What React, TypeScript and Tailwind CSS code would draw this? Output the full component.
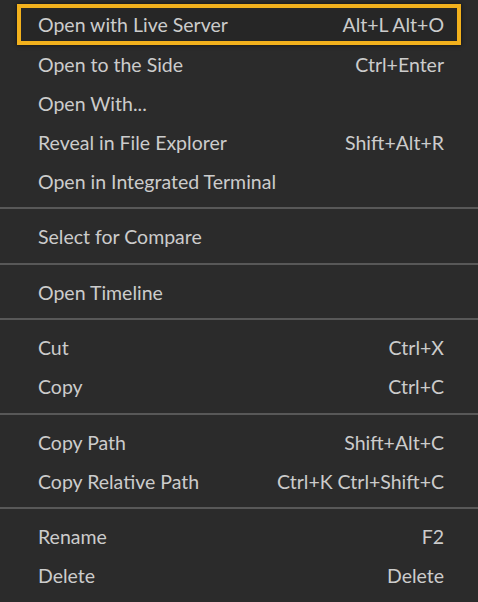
import React from "react";

type Item = { label: string; key?: string } | "sep";

const items: Item[] = [
  { label: "Open to the Side", key: "Ctrl+Enter" },
  { label: "Open With..." },
  { label: "Reveal in File Explorer", key: "Shift+Alt+R" },
  { label: "Open in Integrated Terminal" },
  "sep",
  { label: "Select for Compare" },
  "sep",
  { label: "Open Timeline" },
  "sep",
  { label: "Cut", key: "Ctrl+X" },
  { label: "Copy", key: "Ctrl+C" },
  "sep",
  { label: "Copy Path", key: "Shift+Alt+C" },
  { label: "Copy Relative Path", key: "Ctrl+K Ctrl+Shift+C" },
  "sep",
  { label: "Rename", key: "F2" },
  { label: "Delete", key: "Delete" },
];

export default function App() {
  return (
    <div
      className="w-[478px] h-[602px] overflow-hidden bg-[#2b2b2b] pt-[4px] text-[19.5px] text-[#cccccc]"
      style={{ fontFamily: "Lato, 'Open Sans', sans-serif" }}
    >
      <div className="mx-[17px] h-[41px] border-4 border-[#f2b11d] bg-[#262626] flex items-center justify-between pl-[17px] pr-[13px] shadow-[0_0_4px_rgba(0,0,0,0.6)]">
        <span>Open with Live Server</span>
        <span>Alt+L Alt+O</span>
      </div>
      {items.map((it, i) =>
        it === "sep" ? (
          <div key={i} className="pt-[6px] pb-[8.5px]">
            <div className="h-[2px] bg-[#585858]" />
          </div>
        ) : (
          <div
            key={i}
            className="h-[39px] flex items-center justify-between pl-[38px] pr-[34px]"
          >
            <span>{it.label}</span>
            {it.key && <span>{it.key}</span>}
          </div>
        )
      )}
    </div>
  );
}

= = = =

Requirement
Transcribe the listing in full. Omit the pictures and keep every line exact.

The response
What React, TypeScript and Tailwind CSS code would draw this? Output the full component.
import React from "react";

type Item = { label: string; key?: string } | "sep";

const items: Item[] = [
  { label: "Open to the Side", key: "Ctrl+Enter" },
  { label: "Open With..." },
  { label: "Reveal in File Explorer", key: "Shift+Alt+R" },
  { label: "Open in Integrated Terminal" },
  "sep",
  { label: "Select for Compare" },
  "sep",
  { label: "Open Timeline" },
  "sep",
  { label: "Cut", key: "Ctrl+X" },
  { label: "Copy", key: "Ctrl+C" },
  "sep",
  { label: "Copy Path", key: "Shift+Alt+C" },
  { label: "Copy Relative Path", key: "Ctrl+K Ctrl+Shift+C" },
  "sep",
  { label: "Rename", key: "F2" },
  { label: "Delete", key: "Delete" },
];

export default function App() {
  return (
    <div
      className="w-[478px] h-[602px] overflow-hidden bg-[#2b2b2b] pt-[4px] text-[19.5px] text-[#cccccc]"
      style={{ fontFamily: "Lato, 'Open Sans', sans-serif" }}
    >
      <div className="mx-[17px] h-[41px] border-4 border-[#f2b11d] bg-[#262626] flex items-center justify-between pl-[17px] pr-[13px] shadow-[0_0_4px_rgba(0,0,0,0.6)]">
        <span>Open with Live Server</span>
        <span>Alt+L Alt+O</span>
      </div>
      {items.map((it, i) =>
        it === "sep" ? (
          <div key={i} className="pt-[6px] pb-[8.5px]">
            <div className="h-[2px] bg-[#585858]" />
          </div>
        ) : (
          <div
            key={i}
            className="h-[39px] flex items-center justify-between pl-[38px] pr-[34px]"
          >
            <span>{it.label}</span>
            {it.key && <span>{it.key}</span>}
          </div>
        )
      )}
    </div>
  );
}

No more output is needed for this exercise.